Thursday, June 11, 2009

Being Julia


István Szabó: Being Julia (CA/GB/OB 2004) starrring Annette Bening as Julia Lambert.

CA/GB/HU © 2004 2024846 Ontario, Inc. / Being Julia Productions Limited / ISL Film Kft. Serendipity Point Films presents. P: Robert Lantos.
     D: István Szabó. SC: Ronald Harwood – based on the novel by W. Somerset Maugham (Theatre, 1937, in Finnish Näyttelijätär 1951 J.A. Hollo / Otava, 5. ed. 2005). DP: Lajos Koltai – colour: DeLuxe – 1,85:1. AD: Luciana Arrighi. COST: John Bloomfield. Make-up: Erzsébet Forgács. M: Mychael Danna. S: Jane Tattersall. ED: Susan Shipton.
     CAST: Annette Bening (Julia Lambert), Jeremy Irons (Michael Gosselyn), Bruce Greenwood (Lord Charles), Miriam Margolyes (Dolly de Vries), Juliet Stevenson (Evie), Shaun Evans (Tom Fennel), Lucy Punch (Avice Crichton), Tom Sturridge (Roger Gosselyn), Maury Chaykin (Walter Gibbs), Sheila McCarthy (Grace Dexter), Rosemary Harris (Julia's aunt), Rita Tushingham (Aunt Carrie).
    103 min.
    A print with Finnish / Swedish subtitles by Sanna Manninen / Hellevi Raita.
    Viewed at Cinema Orion, 11 June 2009.

A print without joins or scratches but with a digital intermediate look.

A great satire about the theatre, show business, and actors.
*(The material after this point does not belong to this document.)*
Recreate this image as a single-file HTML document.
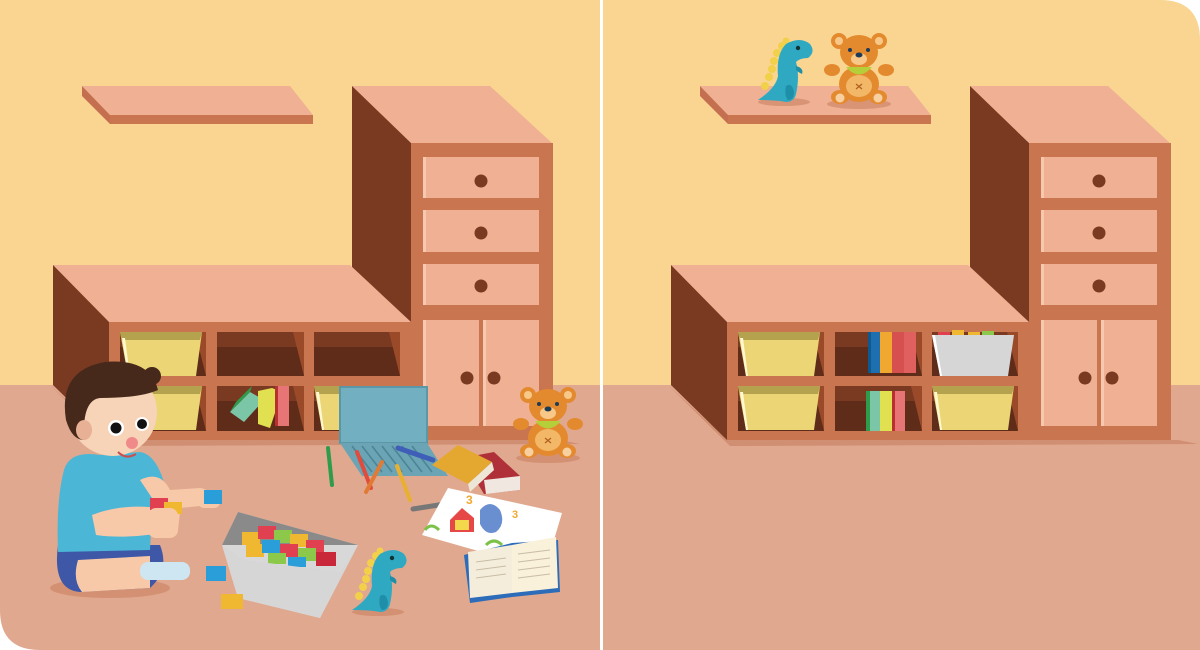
<!DOCTYPE html>
<html><head><meta charset="utf-8"><style>
html,body{margin:0;padding:0;background:#fff;width:1200px;height:650px;overflow:hidden}
svg{display:block}
</style></head><body>
<svg width="1200" height="650" viewBox="0 0 1200 650" xmlns="http://www.w3.org/2000/svg">
<defs>
<clipPath id="cl"><path d="M0 0H600V650H40Q0 650 0 610Z"/></clipPath>
<clipPath id="cr"><path d="M603 0H1160Q1200 0 1200 40V650H603Z"/></clipPath>
<g id="furn">
 <!-- shadow -->
 <polygon points="50,385 110,440 560,440 580,444 112,446" fill="#D08E72"/>
 <!-- floating shelf -->
 <polygon points="82,86 290,86 313,115 110,115" fill="#EFB093"/>
 <polygon points="82,86 110,115 110,124 82,96" fill="#C47050"/>
 <rect x="110" y="115" width="203" height="9" fill="#C97550"/>
 <!-- tall unit -->
 <polygon points="352,86 490,86 552,143 411,143" fill="#EFB093"/>
 <polygon points="352,86 411,143 411,440 352,385" fill="#7A3A22"/>
 <rect x="411" y="143" width="142" height="297" fill="#C97550"/>
 <rect x="423" y="157" width="116" height="41" fill="#EFB093"/>
 <rect x="423" y="210" width="116" height="42" fill="#EFB093"/>
 <rect x="423" y="264" width="116" height="41" fill="#EFB093"/>
 <rect x="423" y="320" width="56" height="106" fill="#EFB093"/>
 <rect x="483" y="320" width="56" height="106" fill="#EFB093"/>
 <rect x="423" y="157" width="3" height="41" fill="#F7C8B0"/><rect x="423" y="210" width="3" height="42" fill="#F7C8B0"/><rect x="423" y="264" width="3" height="41" fill="#F7C8B0"/><rect x="423" y="320" width="3" height="106" fill="#F7C8B0"/><rect x="483" y="320" width="3" height="106" fill="#F7C8B0"/>
 <circle cx="481" cy="181" r="6.5" fill="#7A3A22"/><circle cx="481" cy="233" r="6.5" fill="#7A3A22"/><circle cx="481" cy="286" r="6.5" fill="#7A3A22"/>
 <circle cx="467" cy="378" r="6.5" fill="#7A3A22"/><circle cx="494" cy="378" r="6.5" fill="#7A3A22"/>
 <!-- low unit -->
 <polygon points="53,265 350,265 411,322 109,322" fill="#EFB093"/>
 <polygon points="53,265 109,322 109,440 53,385" fill="#7A3A22"/>
 <rect x="109" y="322" width="302" height="118" fill="#C97550"/>
 <g fill="#5E2C18">
  <rect x="120" y="332" width="86" height="44"/><rect x="217" y="332" width="87" height="44"/><rect x="314" y="332" width="86" height="44"/>
  <rect x="120" y="386" width="86" height="45"/><rect x="217" y="386" width="87" height="45"/><rect x="314" y="386" width="86" height="45"/>
 </g>
 <g fill="#7A3A22">
  <rect x="120" y="332" width="86" height="15"/><rect x="217" y="332" width="87" height="15"/><rect x="314" y="332" width="86" height="15"/>
  <rect x="120" y="386" width="86" height="15"/><rect x="217" y="386" width="87" height="15"/><rect x="314" y="386" width="86" height="15"/>
 </g>
 <g fill="#9A4A28">
  <polygon points="195,332 206,332 206,376"/><polygon points="293,332 304,332 304,376"/><polygon points="389,332 400,332 400,376"/>
  <polygon points="195,386 206,386 206,431"/><polygon points="293,386 304,386 304,431"/><polygon points="389,386 400,386 400,431"/>
 </g>
</g>
<g id="bin">
 <polygon points="0,0 82,0 76,44 8,44" fill="#EBD574"/>
 <polygon points="0,0 82,0 80,8 2,8" fill="#B5A24F"/>
 <polygon points="2,6 5,6 10,44 8,44" fill="#FFF8D0"/>
</g>
<g id="bear">
 <ellipse cx="35" cy="72" rx="32" ry="5" fill="#C98060" opacity=".6"/>
 <circle cx="15" cy="9" r="8" fill="#E48A2E"/><circle cx="55" cy="9" r="8" fill="#E48A2E"/>
 <circle cx="15" cy="9" r="4" fill="#F8C888"/><circle cx="55" cy="9" r="4" fill="#F8C888"/>
 <ellipse cx="35" cy="52" rx="20" ry="18" fill="#E48A2E"/>
 <ellipse cx="35" cy="54" rx="13" ry="11" fill="#F2B868"/>
 <ellipse cx="8" cy="38" rx="8" ry="6" fill="#E48A2E"/><ellipse cx="62" cy="38" rx="8" ry="6" fill="#E48A2E"/>
 <ellipse cx="16" cy="65" rx="9" ry="7" fill="#E48A2E"/><ellipse cx="54" cy="65" rx="9" ry="7" fill="#E48A2E"/>
 <circle cx="16" cy="66" r="4.5" fill="#F8D0A0"/><circle cx="54" cy="66" r="4.5" fill="#F8D0A0"/>
 <ellipse cx="35" cy="20" rx="19" ry="17" fill="#E48A2E"/>
 <ellipse cx="35" cy="27" rx="8" ry="6" fill="#F8C888"/>
 <ellipse cx="35" cy="23" rx="3.5" ry="2.5" fill="#1E3B55"/>
 <circle cx="26" cy="18" r="2" fill="#1E3B55"/><circle cx="44" cy="18" r="2" fill="#1E3B55"/>
 <path d="M22 35 Q35 50 48 35 Z" fill="#B5CF3A"/>
 <path d="M32 52 l6 5 M38 52 l-6 5" stroke="#B06020" stroke-width="1.2"/>
</g>
<g id="dino">
 <ellipse cx="28" cy="66" rx="26" ry="4" fill="#C98060" opacity=".6"/>
 <g fill="#F2D04A"><circle cx="26" cy="10" r="4"/><circle cx="21" cy="17" r="4"/><circle cx="18" cy="25" r="4"/><circle cx="16" cy="33" r="4"/><circle cx="13" cy="41" r="4"/><circle cx="9" cy="50" r="4"/><circle cx="30" cy="5" r="3.5"/></g>
 <path d="M2 64 Q20 52 22 40 Q20 18 30 8 Q44 0 54 8 Q60 16 52 22 Q44 22 40 26 Q44 40 40 58 Q38 66 30 66 Q20 64 2 64Z" fill="#2FA9C2"/>
 <path d="M30 50 Q36 46 38 56 Q38 64 32 64 Q28 60 30 50Z" fill="#1F8EA8"/>
 <path d="M40 30 Q48 32 46 38 Q42 36 40 34Z" fill="#1F8EA8"/>
 <circle cx="42" cy="12" r="2.2" fill="#133"/>
</g>
</defs>

<!-- LEFT PANEL -->
<g clip-path="url(#cl)">
 <rect x="0" y="0" width="600" height="385" fill="#FAD591"/>
 <rect x="0" y="385" width="600" height="265" fill="#E0A88E"/>
 <use href="#furn"/>
 <use href="#bin" x="120" y="332"/>
 <use href="#bin" x="120" y="386"/>
 <use href="#bin" x="314" y="386"/>
 <!-- books in cubby -->
 <polygon points="230,412 250,392 264,400 244,422" fill="#7CC6A8"/><polygon points="230,412 250,392 252,386 236,402" fill="#2E9C4A"/>
 <polygon points="258,391 272,388 282,392 270,428 258,424" fill="#E0E050"/>
 <rect x="275" y="386" width="14" height="40" fill="#E87575"/><rect x="275" y="386" width="3" height="40" fill="#B83030"/>
 <!-- laptop -->
 <rect x="340" y="387" width="87" height="56" fill="#72AFC0" stroke="#5C97A8" stroke-width="2"/>
 <polygon points="340,443 427,443 448,476 362,476" fill="#6BA4B5"/>
 <g stroke="#4C8494" stroke-width="1.5"><line x1="352" y1="446" x2="372" y2="472"/><line x1="362" y1="446" x2="382" y2="472"/><line x1="372" y1="446" x2="392" y2="472"/><line x1="382" y1="446" x2="402" y2="472"/><line x1="392" y1="446" x2="412" y2="472"/><line x1="402" y1="446" x2="422" y2="472"/><line x1="412" y1="446" x2="432" y2="472"/></g>
 <!-- pencils -->
 <line x1="328" y1="448" x2="332" y2="485" stroke="#2E9C4A" stroke-width="4" stroke-linecap="round"/>
 <line x1="357" y1="452" x2="371" y2="488" stroke="#E04B3C" stroke-width="4" stroke-linecap="round"/>
 <line x1="382" y1="462" x2="366" y2="492" stroke="#E07A34" stroke-width="4" stroke-linecap="round"/>
 <line x1="397" y1="466" x2="410" y2="500" stroke="#E8B030" stroke-width="4" stroke-linecap="round"/>
 <line x1="398" y1="448" x2="433" y2="460" stroke="#3E5EB8" stroke-width="5" stroke-linecap="round"/>
 <line x1="413" y1="509" x2="445" y2="504" stroke="#777" stroke-width="5" stroke-linecap="round"/>
 <!-- books -->
 <polygon points="462,458 494,452 520,476 520,490 484,494" fill="#B0303A"/>
 <polygon points="484,480 520,476 520,490 486,494" fill="#F0E8E0"/>
 <polygon points="432,465 458,445 492,462 468,484" fill="#E4A830"/>
 <polygon points="468,484 492,462 494,470 470,492" fill="#EDE6D6"/>
 <!-- drawing paper -->
 <polygon points="448,488 562,513 545,570 422,535" fill="#FFFFFF"/>
 <path d="M450 520 l12 -12 l12 10 v14 h-24z" fill="#E64848"/><path d="M455 520 h14 v10 h-14z" fill="#F2D84A"/>
 <path d="M480 510 q10 -12 20 0 q6 14 -4 22 q-10 4 -16 -8z" fill="#6A8FD0"/>
 <text x="466" y="504" font-family="Liberation Sans, sans-serif" font-size="12" font-weight="bold" fill="#F0A830">3</text>
 <text x="512" y="518" font-family="Liberation Sans, sans-serif" font-size="11" font-weight="bold" fill="#F0A830">3</text>
 <path d="M425 530 q6 -8 14 0 M486 545 q8 -8 16 0" stroke="#7CC24A" stroke-width="3" fill="none"/>
 <!-- open book -->
 <polygon points="464,555 512,543 558,540 560,592 512,597 470,603" fill="#2C6CB8"/>
 <polygon points="468,552 512,545 512,593 470,598" fill="#F5EDDC"/>
 <polygon points="512,545 556,537 558,588 512,593" fill="#FAF1DA"/>
 <g stroke="#C8BCA4" stroke-width="1"><line x1="476" y1="562" x2="506" y2="558"/><line x1="476" y1="570" x2="506" y2="566"/><line x1="476" y1="578" x2="506" y2="574"/><line x1="518" y1="554" x2="550" y2="550"/><line x1="518" y1="562" x2="550" y2="558"/><line x1="518" y1="570" x2="550" y2="566"/><line x1="518" y1="578" x2="550" y2="574"/></g>
 <use href="#bear" x="513" y="386"/>
 <use href="#dino" x="350" y="546"/>
 <!-- lego box -->
 <polygon points="222,545 238,512 358,545 320,618 238,598" fill="#D8D8D8"/>
 <polygon points="222,545 238,512 358,545" fill="#8A8A8A"/>
 <g>
  <rect x="242" y="532" width="18" height="13" fill="#F0B830"/><rect x="258" y="526" width="18" height="13" fill="#E04050"/><rect x="274" y="530" width="18" height="13" fill="#8CC84A"/><rect x="290" y="534" width="18" height="13" fill="#F0B830"/><rect x="306" y="540" width="18" height="13" fill="#E04050"/>
  <rect x="246" y="544" width="18" height="13" fill="#F0B830"/><rect x="262" y="540" width="18" height="13" fill="#2A9ED8"/><rect x="280" y="544" width="18" height="13" fill="#E04050"/><rect x="298" y="548" width="18" height="13" fill="#8CC84A"/><rect x="316" y="552" width="20" height="14" fill="#C8283A"/>
  <rect x="268" y="553" width="18" height="11" fill="#8CC84A"/><rect x="288" y="557" width="18" height="10" fill="#2A9ED8"/>
 </g>
 <polygon points="222,545 244,560 340,572 358,545 320,618 238,598" fill="#D6D6D6"/>
 <rect x="206" y="566" width="20" height="15" fill="#2A9ED8"/>
 <rect x="221" y="594" width="22" height="15" fill="#F0B830"/>
 <!-- boy -->
 <ellipse cx="110" cy="588" rx="60" ry="10" fill="#C98060" opacity=".6"/>
 <path d="M58 545 Q52 590 80 592 L150 588 Q170 570 160 545Z" fill="#3E57A6"/>
 <path d="M64 470 Q70 450 100 455 L140 452 Q160 455 168 500 L152 510 L150 550 L58 552 Q56 500 64 470Z" fill="#4CB6D6"/>
 <path d="M140 480 Q160 470 170 490 L200 488 Q215 490 210 505 L160 510Z" fill="#F7C9A8"/>
 <rect x="198" y="490" width="22" height="18" rx="6" fill="#F7C9A8"/>
 <rect x="204" y="490" width="18" height="14" fill="#2A9ED8"/>
 <path d="M92 515 Q130 500 180 512 L178 530 Q130 540 96 535Z" fill="#F7C9A8"/>
 <rect x="150" y="498" width="18" height="12" fill="#E04050"/><rect x="164" y="502" width="18" height="12" fill="#F0B830"/>
 <rect x="148" y="508" width="30" height="30" rx="8" fill="#F7C9A8"/>
 <path d="M78 560 L150 556 L150 588 L82 592 Q72 580 78 560Z" fill="#F7C9A8"/>
 <rect x="140" y="562" width="50" height="18" rx="8" fill="#CDE6F2"/>
 <circle cx="113" cy="412" r="44" fill="#F7D3B8"/>
 <path d="M66 420 Q58 370 105 362 Q150 358 158 390 Q140 398 100 398 Q82 400 84 440 Q72 440 66 420Z" fill="#46291A"/>
 <circle cx="152" cy="376" r="9" fill="#46291A"/>
 <ellipse cx="84" cy="430" rx="8" ry="10" fill="#E8B094"/>
 <circle cx="116" cy="428" r="8" fill="#fff"/><circle cx="116" cy="428" r="5.5" fill="#111"/>
 <circle cx="142" cy="424" r="7" fill="#fff"/><circle cx="142" cy="424" r="5" fill="#111"/>
 <circle cx="132" cy="443" r="6" fill="#F08A8A"/>
 <path d="M118 452 Q126 460 136 454" stroke="#C85050" stroke-width="2" fill="none"/>
</g>

<!-- RIGHT PANEL -->
<g clip-path="url(#cr)">
 <rect x="603" y="0" width="597" height="385" fill="#FAD591"/>
 <rect x="603" y="385" width="597" height="265" fill="#E0A88E"/>
 <use href="#furn" x="618"/>
 <use href="#bin" x="738" y="332"/>
 <use href="#bin" x="738" y="386"/>
 <use href="#bin" x="932" y="386"/>
 <!-- grey box with lego -->
 <rect x="938" y="332" width="12" height="4" fill="#E04050"/><rect x="952" y="330" width="12" height="5" fill="#F0B830"/><rect x="968" y="332" width="12" height="4" fill="#F0B830"/><rect x="982" y="331" width="12" height="4" fill="#8CC84A"/>
 <polygon points="932,335 1014,335 1008,376 940,376" fill="#D6D6D6"/>
 <polygon points="932,335 935,335 942,376 940,376" fill="#FFF"/>
 <!-- books -->
 <rect x="868" y="332" width="12" height="41" fill="#1E6FB0"/><rect x="868" y="332" width="3" height="41" fill="#0E5A90"/>
 <rect x="880" y="332" width="12" height="41" fill="#F0A830"/>
 <rect x="892" y="332" width="12" height="41" fill="#D65050"/>
 <rect x="904" y="332" width="12" height="41" fill="#E06060"/>
 <rect x="868" y="391" width="12" height="40" fill="#7CC6A8"/><rect x="866" y="391" width="4" height="40" fill="#2E9C4A"/>
 <rect x="880" y="391" width="12" height="40" fill="#E0E050"/>
 <rect x="892" y="391" width="13" height="40" fill="#E87575"/><rect x="892" y="391" width="3" height="40" fill="#B83030"/>
 <use href="#dino" x="756" y="36"/>
 <use href="#bear" x="824" y="32"/>
</g>
<rect x="600" y="0" width="3" height="650" fill="#FFFFFF"/>
</svg>
</body></html>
Annette Bening is wonderful as the narcissistic theatre diva approaching the age of 50. There is a grand finale in which she faces all the disasters and overcomes them (for the time being) in magnificent theatrical manner.

Mychael Danna's music is very appealing, spiced with 1930s hit songs.

This film belongs to the same tradition as All About Eve: Annette Bening invites comparison with Bette Davis, and Lucy Punch gets the role of Eve.

The victory belongs to Julia Lambert, the character played by Annette Bening. But the most cutting criticism Julia receives from her own son, who accuses her mother that she "does not exist", and that all that she has to say is second hand.